Objective
Lines that contain the string "styles" are to be copied; leave out all others.

Data rows
————————

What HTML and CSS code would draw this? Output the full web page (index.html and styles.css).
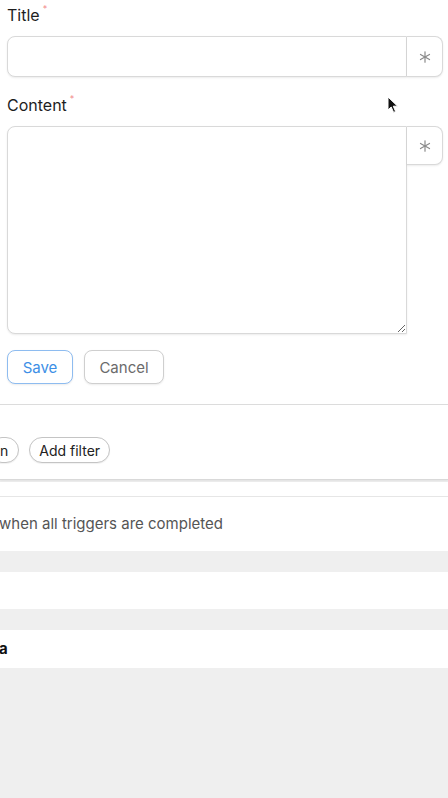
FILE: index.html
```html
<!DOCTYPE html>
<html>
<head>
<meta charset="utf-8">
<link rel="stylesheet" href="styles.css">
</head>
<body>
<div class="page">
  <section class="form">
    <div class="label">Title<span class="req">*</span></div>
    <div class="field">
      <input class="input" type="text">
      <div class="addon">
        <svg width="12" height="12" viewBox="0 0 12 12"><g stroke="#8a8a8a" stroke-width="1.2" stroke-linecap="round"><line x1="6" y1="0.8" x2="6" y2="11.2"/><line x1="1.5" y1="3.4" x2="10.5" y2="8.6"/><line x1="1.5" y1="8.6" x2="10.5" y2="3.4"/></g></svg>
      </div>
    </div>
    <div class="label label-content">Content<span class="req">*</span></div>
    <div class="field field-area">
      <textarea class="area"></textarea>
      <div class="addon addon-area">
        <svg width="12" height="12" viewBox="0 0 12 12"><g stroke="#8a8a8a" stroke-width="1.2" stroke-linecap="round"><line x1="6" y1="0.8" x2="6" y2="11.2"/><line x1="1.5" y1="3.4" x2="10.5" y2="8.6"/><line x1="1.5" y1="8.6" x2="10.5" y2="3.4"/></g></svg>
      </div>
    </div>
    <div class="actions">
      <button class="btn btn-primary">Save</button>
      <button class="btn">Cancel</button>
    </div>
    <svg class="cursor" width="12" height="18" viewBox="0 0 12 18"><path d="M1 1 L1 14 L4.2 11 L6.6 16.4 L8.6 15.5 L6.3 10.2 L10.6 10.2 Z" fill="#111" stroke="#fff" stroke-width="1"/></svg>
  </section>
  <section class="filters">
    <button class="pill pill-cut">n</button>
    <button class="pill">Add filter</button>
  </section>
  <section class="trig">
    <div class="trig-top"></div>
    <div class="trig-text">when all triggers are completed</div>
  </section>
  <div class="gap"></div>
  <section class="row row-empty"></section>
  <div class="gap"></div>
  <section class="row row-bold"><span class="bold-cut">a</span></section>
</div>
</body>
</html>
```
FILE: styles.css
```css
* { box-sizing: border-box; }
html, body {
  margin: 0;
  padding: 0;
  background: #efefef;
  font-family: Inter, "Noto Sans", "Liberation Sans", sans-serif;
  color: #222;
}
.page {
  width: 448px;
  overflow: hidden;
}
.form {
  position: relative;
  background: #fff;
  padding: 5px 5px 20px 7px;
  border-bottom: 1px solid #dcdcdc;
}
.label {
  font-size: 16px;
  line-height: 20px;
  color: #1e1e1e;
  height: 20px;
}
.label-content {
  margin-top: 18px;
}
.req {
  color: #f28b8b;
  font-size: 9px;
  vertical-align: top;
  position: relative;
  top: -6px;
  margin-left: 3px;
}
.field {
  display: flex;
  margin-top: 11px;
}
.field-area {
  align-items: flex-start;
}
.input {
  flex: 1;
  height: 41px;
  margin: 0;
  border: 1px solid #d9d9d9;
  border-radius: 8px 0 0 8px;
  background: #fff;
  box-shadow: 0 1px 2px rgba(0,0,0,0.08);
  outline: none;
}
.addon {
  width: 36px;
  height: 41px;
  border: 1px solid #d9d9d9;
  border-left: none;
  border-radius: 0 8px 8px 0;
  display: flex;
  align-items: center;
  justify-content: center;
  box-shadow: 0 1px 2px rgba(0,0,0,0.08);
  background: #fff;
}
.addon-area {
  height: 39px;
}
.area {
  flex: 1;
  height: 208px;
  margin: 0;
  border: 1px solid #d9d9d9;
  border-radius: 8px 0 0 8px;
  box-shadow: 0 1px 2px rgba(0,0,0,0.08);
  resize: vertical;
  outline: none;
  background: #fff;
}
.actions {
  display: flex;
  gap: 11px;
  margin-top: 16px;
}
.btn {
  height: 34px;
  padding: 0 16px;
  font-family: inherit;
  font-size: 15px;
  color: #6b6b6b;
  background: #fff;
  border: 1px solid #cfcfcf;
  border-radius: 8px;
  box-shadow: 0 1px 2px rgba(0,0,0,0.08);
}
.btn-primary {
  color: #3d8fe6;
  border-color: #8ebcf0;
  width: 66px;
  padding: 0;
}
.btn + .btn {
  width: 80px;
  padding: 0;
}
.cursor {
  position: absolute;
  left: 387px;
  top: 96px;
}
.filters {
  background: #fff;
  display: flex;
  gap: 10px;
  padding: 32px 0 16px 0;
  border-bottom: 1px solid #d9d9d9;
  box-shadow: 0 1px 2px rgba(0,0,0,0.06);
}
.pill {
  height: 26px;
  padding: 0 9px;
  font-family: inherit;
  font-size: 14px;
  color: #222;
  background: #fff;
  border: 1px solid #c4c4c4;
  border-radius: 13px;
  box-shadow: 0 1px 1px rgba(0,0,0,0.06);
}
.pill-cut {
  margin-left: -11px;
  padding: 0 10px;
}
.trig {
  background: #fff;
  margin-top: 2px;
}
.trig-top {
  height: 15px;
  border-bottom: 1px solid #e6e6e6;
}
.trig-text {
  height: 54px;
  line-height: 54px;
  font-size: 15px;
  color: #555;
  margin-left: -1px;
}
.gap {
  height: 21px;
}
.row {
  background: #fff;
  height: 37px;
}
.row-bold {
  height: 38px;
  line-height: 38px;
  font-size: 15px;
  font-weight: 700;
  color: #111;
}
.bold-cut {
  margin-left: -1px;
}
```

————————

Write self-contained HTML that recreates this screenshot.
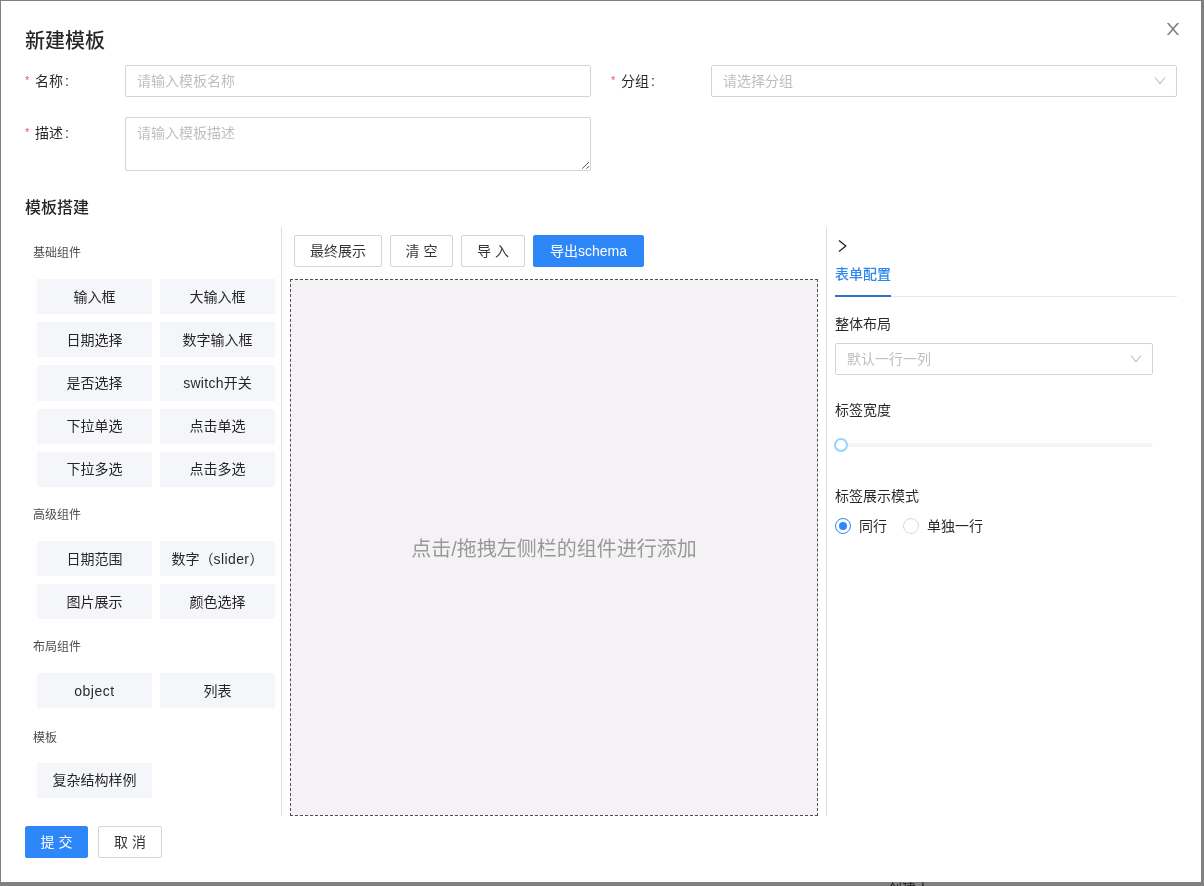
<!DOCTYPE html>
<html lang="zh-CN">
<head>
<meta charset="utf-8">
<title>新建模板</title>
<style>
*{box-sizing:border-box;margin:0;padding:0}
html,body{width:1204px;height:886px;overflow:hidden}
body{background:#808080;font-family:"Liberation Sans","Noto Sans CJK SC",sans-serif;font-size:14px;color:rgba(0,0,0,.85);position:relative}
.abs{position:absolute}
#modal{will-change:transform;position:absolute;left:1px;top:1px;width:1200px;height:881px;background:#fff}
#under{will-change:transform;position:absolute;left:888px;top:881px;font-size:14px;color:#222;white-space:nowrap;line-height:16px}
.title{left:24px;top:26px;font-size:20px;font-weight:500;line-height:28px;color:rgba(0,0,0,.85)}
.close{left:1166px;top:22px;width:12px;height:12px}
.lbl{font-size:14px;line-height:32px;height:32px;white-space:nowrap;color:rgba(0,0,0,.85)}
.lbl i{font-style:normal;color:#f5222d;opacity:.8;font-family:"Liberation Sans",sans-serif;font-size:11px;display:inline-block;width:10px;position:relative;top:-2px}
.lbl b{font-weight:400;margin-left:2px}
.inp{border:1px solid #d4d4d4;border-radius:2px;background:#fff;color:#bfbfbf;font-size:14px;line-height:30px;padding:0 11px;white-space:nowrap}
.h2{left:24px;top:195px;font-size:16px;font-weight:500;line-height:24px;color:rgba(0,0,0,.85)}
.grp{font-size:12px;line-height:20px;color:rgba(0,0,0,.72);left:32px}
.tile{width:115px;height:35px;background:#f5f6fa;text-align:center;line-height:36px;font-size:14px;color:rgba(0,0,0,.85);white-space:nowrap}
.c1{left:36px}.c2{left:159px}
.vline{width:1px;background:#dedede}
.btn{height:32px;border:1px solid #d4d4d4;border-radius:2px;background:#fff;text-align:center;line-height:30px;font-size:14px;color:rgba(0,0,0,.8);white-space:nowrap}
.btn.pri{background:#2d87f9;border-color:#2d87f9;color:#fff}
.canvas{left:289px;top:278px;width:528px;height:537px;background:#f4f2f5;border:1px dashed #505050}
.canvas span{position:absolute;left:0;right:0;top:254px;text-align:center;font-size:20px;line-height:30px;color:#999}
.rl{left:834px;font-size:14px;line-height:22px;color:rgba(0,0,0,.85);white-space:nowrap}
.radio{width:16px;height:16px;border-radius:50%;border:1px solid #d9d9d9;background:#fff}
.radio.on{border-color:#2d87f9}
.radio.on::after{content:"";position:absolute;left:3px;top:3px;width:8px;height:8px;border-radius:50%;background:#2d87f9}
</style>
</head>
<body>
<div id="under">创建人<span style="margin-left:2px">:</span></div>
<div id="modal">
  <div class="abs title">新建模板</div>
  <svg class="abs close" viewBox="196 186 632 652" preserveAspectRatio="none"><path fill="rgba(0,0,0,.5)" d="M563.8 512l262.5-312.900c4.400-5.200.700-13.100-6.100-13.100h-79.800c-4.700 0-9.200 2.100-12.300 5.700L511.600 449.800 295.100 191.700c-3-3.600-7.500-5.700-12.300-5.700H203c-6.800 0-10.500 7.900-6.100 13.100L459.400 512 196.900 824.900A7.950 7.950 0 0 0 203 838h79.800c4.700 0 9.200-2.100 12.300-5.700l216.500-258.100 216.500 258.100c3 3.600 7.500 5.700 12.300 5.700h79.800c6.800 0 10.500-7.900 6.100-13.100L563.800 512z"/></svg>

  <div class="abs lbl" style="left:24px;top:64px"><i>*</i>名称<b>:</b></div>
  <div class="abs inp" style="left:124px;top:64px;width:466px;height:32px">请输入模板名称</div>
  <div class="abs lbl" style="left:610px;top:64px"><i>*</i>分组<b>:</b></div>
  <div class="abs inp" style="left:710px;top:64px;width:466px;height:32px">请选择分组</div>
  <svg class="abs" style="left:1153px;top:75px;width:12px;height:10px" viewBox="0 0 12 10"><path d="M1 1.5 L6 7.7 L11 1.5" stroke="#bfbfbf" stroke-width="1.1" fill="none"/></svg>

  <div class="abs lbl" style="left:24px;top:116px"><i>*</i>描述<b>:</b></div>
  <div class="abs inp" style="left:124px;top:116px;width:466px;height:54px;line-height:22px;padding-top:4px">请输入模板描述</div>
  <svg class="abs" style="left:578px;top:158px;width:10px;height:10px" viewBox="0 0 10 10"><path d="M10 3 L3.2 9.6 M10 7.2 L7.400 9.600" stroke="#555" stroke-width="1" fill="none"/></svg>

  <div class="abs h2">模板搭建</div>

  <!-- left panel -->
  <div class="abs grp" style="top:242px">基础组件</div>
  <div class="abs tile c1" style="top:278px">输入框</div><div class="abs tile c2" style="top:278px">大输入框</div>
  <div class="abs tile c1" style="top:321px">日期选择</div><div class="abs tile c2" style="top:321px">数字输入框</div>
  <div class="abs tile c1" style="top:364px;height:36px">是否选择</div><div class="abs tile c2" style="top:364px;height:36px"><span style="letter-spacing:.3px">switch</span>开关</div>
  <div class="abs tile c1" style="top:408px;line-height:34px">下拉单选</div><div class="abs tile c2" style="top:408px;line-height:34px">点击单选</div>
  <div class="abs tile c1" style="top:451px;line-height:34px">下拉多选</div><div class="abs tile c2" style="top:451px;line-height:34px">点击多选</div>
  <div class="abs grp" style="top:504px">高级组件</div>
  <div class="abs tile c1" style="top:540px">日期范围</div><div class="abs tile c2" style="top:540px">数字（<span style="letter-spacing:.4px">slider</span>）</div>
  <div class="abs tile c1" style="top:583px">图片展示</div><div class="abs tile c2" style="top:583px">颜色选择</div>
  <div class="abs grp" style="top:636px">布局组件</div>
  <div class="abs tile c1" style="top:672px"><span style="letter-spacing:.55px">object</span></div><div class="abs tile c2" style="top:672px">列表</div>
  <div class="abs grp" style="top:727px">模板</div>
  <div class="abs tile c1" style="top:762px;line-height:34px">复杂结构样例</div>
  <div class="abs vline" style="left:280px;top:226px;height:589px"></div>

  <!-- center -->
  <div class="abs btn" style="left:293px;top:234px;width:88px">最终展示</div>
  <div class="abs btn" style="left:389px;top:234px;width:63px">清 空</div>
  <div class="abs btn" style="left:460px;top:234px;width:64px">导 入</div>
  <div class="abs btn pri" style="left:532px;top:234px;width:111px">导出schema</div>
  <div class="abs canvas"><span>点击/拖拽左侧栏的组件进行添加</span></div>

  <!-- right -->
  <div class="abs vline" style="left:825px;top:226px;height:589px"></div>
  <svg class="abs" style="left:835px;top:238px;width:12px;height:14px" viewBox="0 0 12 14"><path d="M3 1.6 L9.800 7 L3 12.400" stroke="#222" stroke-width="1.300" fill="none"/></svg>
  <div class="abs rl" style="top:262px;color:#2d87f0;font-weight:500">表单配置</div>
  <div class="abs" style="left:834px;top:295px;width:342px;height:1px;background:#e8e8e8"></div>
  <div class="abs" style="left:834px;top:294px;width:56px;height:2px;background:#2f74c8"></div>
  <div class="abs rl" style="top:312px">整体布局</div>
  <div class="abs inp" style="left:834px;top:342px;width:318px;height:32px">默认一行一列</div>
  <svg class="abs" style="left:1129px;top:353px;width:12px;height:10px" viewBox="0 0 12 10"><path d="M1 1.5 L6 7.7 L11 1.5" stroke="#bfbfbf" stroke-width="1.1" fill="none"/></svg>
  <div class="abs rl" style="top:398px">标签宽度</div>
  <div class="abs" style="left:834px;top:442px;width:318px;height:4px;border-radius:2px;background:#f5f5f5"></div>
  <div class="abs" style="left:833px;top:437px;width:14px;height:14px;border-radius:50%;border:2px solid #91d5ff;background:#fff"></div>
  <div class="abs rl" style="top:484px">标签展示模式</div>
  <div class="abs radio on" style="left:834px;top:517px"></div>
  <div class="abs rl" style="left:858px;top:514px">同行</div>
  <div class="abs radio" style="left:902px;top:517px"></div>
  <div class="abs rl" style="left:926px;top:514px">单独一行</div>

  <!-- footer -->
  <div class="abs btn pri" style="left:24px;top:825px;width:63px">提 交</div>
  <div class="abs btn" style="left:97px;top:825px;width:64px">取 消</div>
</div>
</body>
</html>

————————

Expected answer
What HTML and CSS code would draw this? Output the full web page (index.html and styles.css).
<link rel="stylesheet" href="styles.css">
FILE: styles.css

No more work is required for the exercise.